State Representative
- Constituency: Abakaliki/Izzi

Personal details
- Born: 7 July 1961 (age 65)
- Occupation: Politician

= Sylvester Ogbaga =

Nigerian politician (born 1961)

Sylvester O. Ogbaga (born 7 July 1961) is a Nigerian politician. He was a member of the Ebonyi state house of representative representing Abakaliki/Izzi state constituency under the platform of the Peoples Democratic Party. He retired at the 2023 election to run for the governorship of Ebonyi State but was eliminated in the primary.
== Early life and career ==
Sylvester O. Ogbaga was born on 7 July 1961 in Ebonyi State, Nigeria. He started his career as a teacher with the Local Government Service Commission in Abakaliki, where he worked from 1985 to 1987. From 1995 to 1998, he served as a health instructor and sports coordinator before beginning his political career.

== Political career ==
Ogbaga began his political career in 1998 when he was elected Chairman of Abakaliki Local Government Area. During his tenure, he also served as Chairman of the Ebonyi State chapter of the Association of Local Governments of Nigeria (ALGON).
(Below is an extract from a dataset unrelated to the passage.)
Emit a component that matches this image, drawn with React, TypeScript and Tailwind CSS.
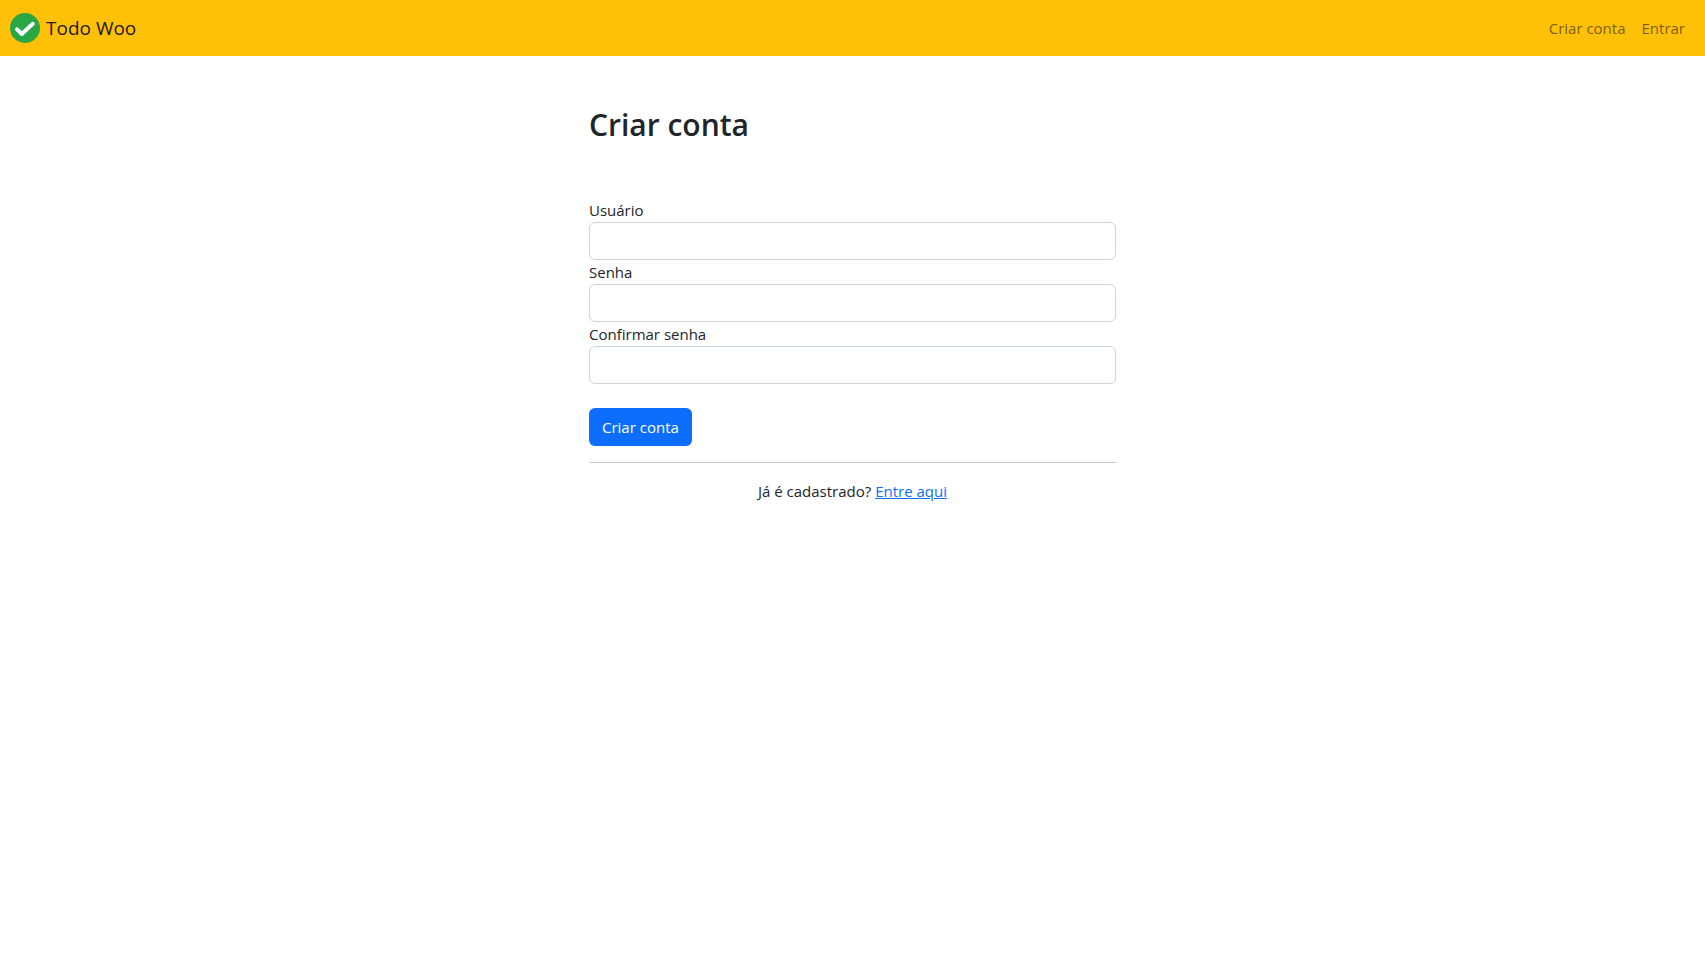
const fields = [
  { id: "username", label: "Usuário", type: "text" },
  { id: "password1", label: "Senha", type: "password" },
  { id: "password2", label: "Confirmar senha", type: "password" },
];

function Logo() {
  return (
    <svg width="30" height="30" viewBox="0 0 30 30" aria-hidden="true">
      <circle cx="15" cy="15" r="15" fill="#28a745" />
      <path
        d="M7 16.4 11.8 21 22.8 10.8"
        fill="none"
        stroke="#fff"
        strokeWidth="4"
        strokeLinecap="round"
        strokeLinejoin="round"
      />
    </svg>
  );
}

export default function App() {
  return (
    <div className="min-h-screen bg-white font-['Open_Sans',sans-serif] text-[15px] leading-6 text-[#212529]">
      <nav className="flex h-14 items-center justify-between bg-[#ffc107] pr-5 pl-2.5">
        <a href="#" className="flex items-center gap-1.5 text-[19px] text-black/90">
          <Logo />
          Todo Woo
        </a>
        <div className="flex gap-4 text-black/55">
          <a href="#criar">Criar conta</a>
          <a href="#entrar">Entrar</a>
        </div>
      </nav>

      <main className="mx-auto max-w-[527px] pt-[50px]">
        <h1 className="mb-[54px] text-3xl leading-[38px] font-semibold">Criar conta</h1>
        <form>
          {fields.map((f) => (
            <div key={f.id}>
              <label htmlFor={f.id} className="block">
                {f.label}
              </label>
              <input
                id={f.id}
                name={f.id}
                type={f.type}
                className="block h-[38px] w-full rounded-md border border-[#ced4da] bg-white px-3"
              />
            </div>
          ))}
          <button
            type="submit"
            className="mt-6 h-[38px] rounded-md bg-[#0d6efd] px-[13px] text-white"
          >
            Criar conta
          </button>
        </form>
        <hr className="my-4 border-t border-[#c7c8c9]" />
        <p className="text-center">
          Já é cadastrado?{" "}
          <a href="#entrar" className="text-[#0d6efd] underline">
            Entre aqui
          </a>
        </p>
      </main>
    </div>
  );
}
He was later elected to the House of Representatives on the platform of the Peoples Democratic Party (PDP), representing the Abakaliki/Izzi Federal Constituency. He was re-elected in the 2011, 2015 and 2019 general elections and served in the 7th, 8th and 9th National Assemblies.

In the 2023 election, Ogbaga contested for the governorship of Ebonyi State but was defeated in the party's primary election.